I imagine it being something like 6-10% Chinese as in unmixed Chinese, 70-75% mestizo, 1% black, 4% white, 10-12% Amerindian, and the remainder being distinct standalone groups in small numbers such as Japanese, Christians from the Middle East, Jews, and other Asians such as Filipinos, Koreans, and Vietnamese. I'd expect a population of at least 60 million in such a scenario, presuming that Peru manages to avoid some but not all of its economic woes and stays an immigration target for Asians into the modern day.
From the Latino Peruvian population, how many of them do you calculate would have Chinese ancestry?
And, as for Japanese immigration, do you think there would have been a way to encourage it?
 
From the Latino Peruvian population, how many of them do you calculate would have Chinese ancestry?
And, as for Japanese immigration, do you think there would have been a way to encourage it?

There's no real way to calculate it, everything I said was gut feelings about trends and scenarios. But I'd imagine half the mestizo populace having a Chinese ancestor by the modern day due to how miscegenation may as well be considered the Peruvian national pastime and OTL's trends with most of the Chinese coolies intermarrying due to being men.

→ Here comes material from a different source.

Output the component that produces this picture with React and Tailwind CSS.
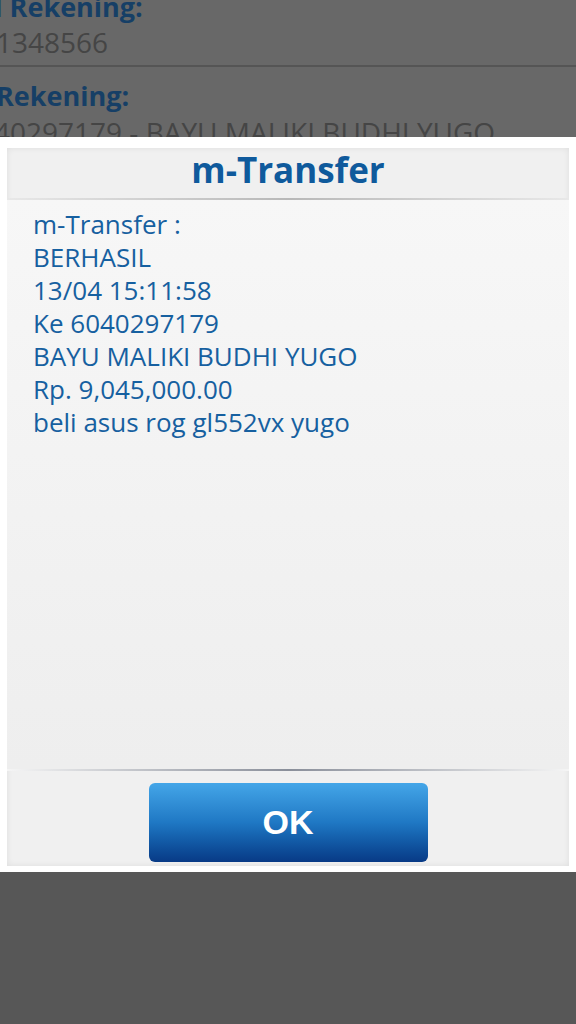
import React from 'react';

const lines = [
  'm-Transfer :',
  'BERHASIL',
  '13/04 15:11:58',
  'Ke 6040297179',
  'BAYU MALIKI BUDHI YUGO',
  'Rp. 9,045,000.00',
  'beli asus rog gl552vx yugo',
];

/* ─── Background screen (dimmed) ───────────────────────────── */
const BehindScreen = () => (
  <div className="h-[137px] overflow-hidden bg-[#686868] font-['Open_Sans',sans-serif]">
    <p className="ml-[-54px] mt-[-11px] text-[27px] font-bold leading-[36px] text-[#163f66] whitespace-nowrap">Asal Rekening:</p>
    <p className="ml-[-4px] mt-[1px] text-[28px] leading-[32px] text-[#454545]">1348566</p>
    <div className="mt-[7px] h-[2px] bg-[#555555]" />
    <p className="ml-[-4px] mt-[13px] text-[27px] font-bold leading-[32px] text-[#163f66]">Rekening:</p>
    <p className="ml-[-38px] mt-[4px] text-[28px] leading-[32px] text-[#454545] whitespace-nowrap">6040297179 - BAYU MALIKI BUDHI YUGO</p>
  </div>
);

/* ─── Dialog ───────────────────────────────────────────────── */
const Dialog = () => (
  <div className="h-[735px] bg-white px-[7px] pt-[11px] pb-[6px]">
    <div className="flex h-full flex-col bg-[#f0f0f0] shadow-[inset_0_0_6px_rgba(0,0,0,0.08)] font-['Open_Sans',sans-serif]">
      <div className="flex h-[50px] items-start justify-center pt-[2px]">
        <h1 className="text-[35px] font-bold leading-[40px] text-[#0f5a9c]">m-Transfer</h1>
      </div>
      <div className="h-[2px] bg-gradient-to-r from-[#e8e8e8] via-[#b8b8b8] to-[#e8e8e8]" />
      <div className="flex-1 bg-gradient-to-b from-[#f7f7f7] to-[#eeeeee] px-[26px] pt-[8px]">
        {lines.map((l) => (
          <p key={l} className="text-[26px] leading-[33px] text-[#1660a0]">{l}</p>
        ))}
      </div>
      <div className="h-[2px] bg-gradient-to-r from-[#f5f5f5] via-[#8a8f9a] to-[#f5f5f5]" />
      <div className="flex h-[95px] justify-center pt-[12px]">
        <button className="h-[79px] w-[279px] rounded-[6px] bg-gradient-to-b from-[#44a6e8] via-[#1f78c4] to-[#083a86] font-['Liberation_Sans',sans-serif] text-[34px] font-bold text-white">
          OK
        </button>
      </div>
    </div>
  </div>
);

export default function App() {
  return (
    <div className="flex h-[1024px] w-[576px] flex-col overflow-hidden bg-[#575757]">
      <BehindScreen />
      <Dialog />
      <div className="flex-1 bg-[#575757]" />
    </div>
  );
}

I don't know how this would affect Japanese immigration other than being likely to be larger than OTL due to the continued lack of barriers to entry compared to other Latin American states. While yes, it was encouraged to compensate for lost Chinese immigrants after the ban OTL, Peru with a presumably improved economic situation would have other factors that would make it attractive to immigrants. I don't think Chinese-Japanese dynamics in East Asia would affect migration from Japan to Peru, beyond Japanese and Chinese being distinct in how they weave into Peruvian society, ie the former rarely marries outside of their community while the latter does so regularly.